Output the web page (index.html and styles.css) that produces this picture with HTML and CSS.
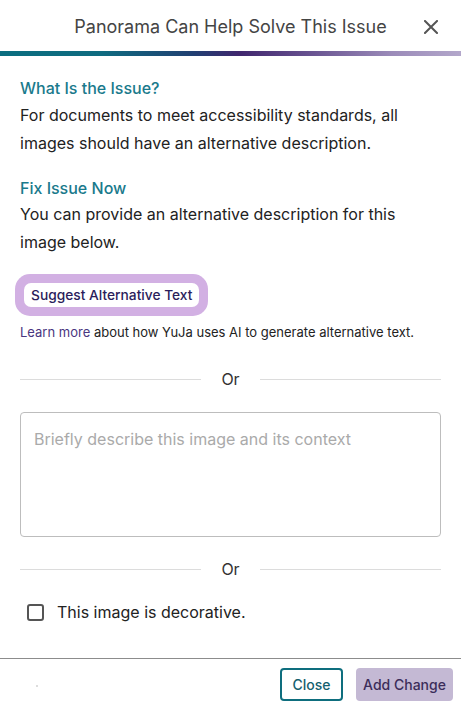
FILE: index.html
```html
<!DOCTYPE html>
<html lang="en">
<head>
<meta charset="utf-8">
<title>Panorama Can Help Solve This Issue</title>
<link rel="stylesheet" href="styles.css">
</head>
<body>
<div class="dialog">
  <header class="header">
    <span></span>
    <h1 class="title">Panorama Can Help Solve This Issue</h1>
    <button class="close-x" aria-label="Close">
      <svg width="14" height="14" viewBox="0 0 14 14"><path d="M1 1 L13 13 M13 1 L1 13" stroke="#555" stroke-width="2" stroke-linecap="square"/></svg>
    </button>
  </header>
  <div class="bar"></div>
  <main class="content">
    <h2 class="heading">What Is the Issue?</h2>
    <p class="text">For documents to meet accessibility standards, all images should have an alternative description.</p>
    <h2 class="heading heading-2">Fix Issue Now</h2>
    <p class="text">You can provide an alternative description for this image below.</p>
    <div class="suggest-ring">
      <button class="suggest">Suggest Alternative Text</button>
    </div>
    <p class="learn"><a class="learn-link">Learn more</a> about how YuJa uses AI to generate alternative text.</p>
    <div class="or"><span class="line"></span><span class="or-text">Or</span><span class="line"></span></div>
    <textarea class="desc" placeholder="Briefly describe this image and its context"></textarea>
    <div class="or or-2"><span class="line"></span><span class="or-text">Or</span><span class="line"></span></div>
    <label class="check"><span class="box"></span><span>This image is decorative.</span></label>
  </main>
  <footer class="footer">
    <span class="dot"></span>
    <div class="actions">
      <button class="btn btn-close">Close</button>
      <button class="btn btn-add">Add Change</button>
    </div>
  </footer>
</div>
</body>
</html>
```
FILE: styles.css
```css
* { box-sizing: border-box; }
html, body { margin: 0; padding: 0; background: #fff; }
body { font-family: Inter, "Noto Sans", sans-serif; color: #222; width: 461px; height: 709px; overflow: hidden; }
.dialog { width: 461px; height: 709px; display: flex; flex-direction: column; }
.header { height: 51px; display: grid; grid-template-columns: 1fr auto 1fr; align-items: center; }
.title { margin: 0; font-size: 18px; font-weight: 400; color: #444; line-height: 24px; padding-top: 3px; }
.close-x { justify-self: end; margin-right: 23px; border: 0; background: none; padding: 0; width: 14px; height: 14px; display: flex; margin-top: 3px; }
.bar { height: 5px; background: linear-gradient(90deg, #0b6e80 0%, #0f6b80 22%, #213f72 42%, #40266e 52%, #6a5592 68%, #9b8bb9 85%, #b3a7cb 100%); }
.content { flex: 1; padding: 18px 20px 0; }
.heading { margin: 0; font-size: 16px; font-weight: 500; color: #1a7a8c; line-height: 28px; }
.heading-2 { margin-top: 18px; line-height: 26px; }
.text { margin: 0; font-size: 16px; line-height: 27.5px; color: #222; }
.suggest-ring { display: inline-flex; margin: 18px 0 0 -5px; padding: 9px; background: #d2b0e3; border-radius: 15px; }
.suggest { border: 0; background: #fff; border-radius: 7px; padding: 0 7px; height: 24px; font-family: inherit; font-size: 13.75px; font-weight: 500; color: #2b1d5b; white-space: nowrap; }
.learn { margin: 6px 0 0; font-size: 13px; line-height: 20px; color: #222; white-space: nowrap; }
.learn-link { color: #4a3680; }
.or { display: flex; align-items: center; gap: 10px; margin-top: 28px; height: 18px; }
.or .line { flex: 1; height: 1px; background: #dcdcdc; }
.or-text { font-size: 16px; color: #333; padding: 0 10px; line-height: 18px; }
.desc { display: block; width: 100%; height: 125px; margin-top: 24px; border: 1px solid #bdbdbd; border-radius: 4px; padding: 12px 13px; font-family: inherit; font-size: 16px; line-height: 28px; resize: none; color: #222; }
.desc::placeholder { color: #aaa; }
.or-2 { margin-top: 23px; }
.check { display: flex; align-items: center; gap: 13px; margin: 25px 0 0 7px; font-size: 16px; color: #222; line-height: 18px; }
.box { width: 17px; height: 17px; border: 2px solid #555; border-radius: 3px; }
.footer { height: 51px; border-top: 1px solid #8c8c8c; display: flex; align-items: center; justify-content: space-between; padding: 0 8px 0 36px; }
.dot { width: 2px; height: 2px; background: #ddd; margin-top: 4px; }
.actions { display: flex; gap: 13px; }
.btn { height: 33px; border-radius: 4px; font-family: inherit; font-size: 14px; font-weight: 500; padding: 0; white-space: nowrap; }
.btn-close { border: 2px solid #0e6e7e; background: #fff; color: #155f6e; width: 63px; }
.btn-add { border: 0; background: #c4b9d4; color: #3c2d5a; width: 97px; }
```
------------
● GIVEN EXERCISE
Filter out every line that lacks the word "index", and copy the rest.

● PROBLEM SOLUTION
Output the web page (index.html and styles.css) that produces this picture with HTML and CSS.
FILE: index.html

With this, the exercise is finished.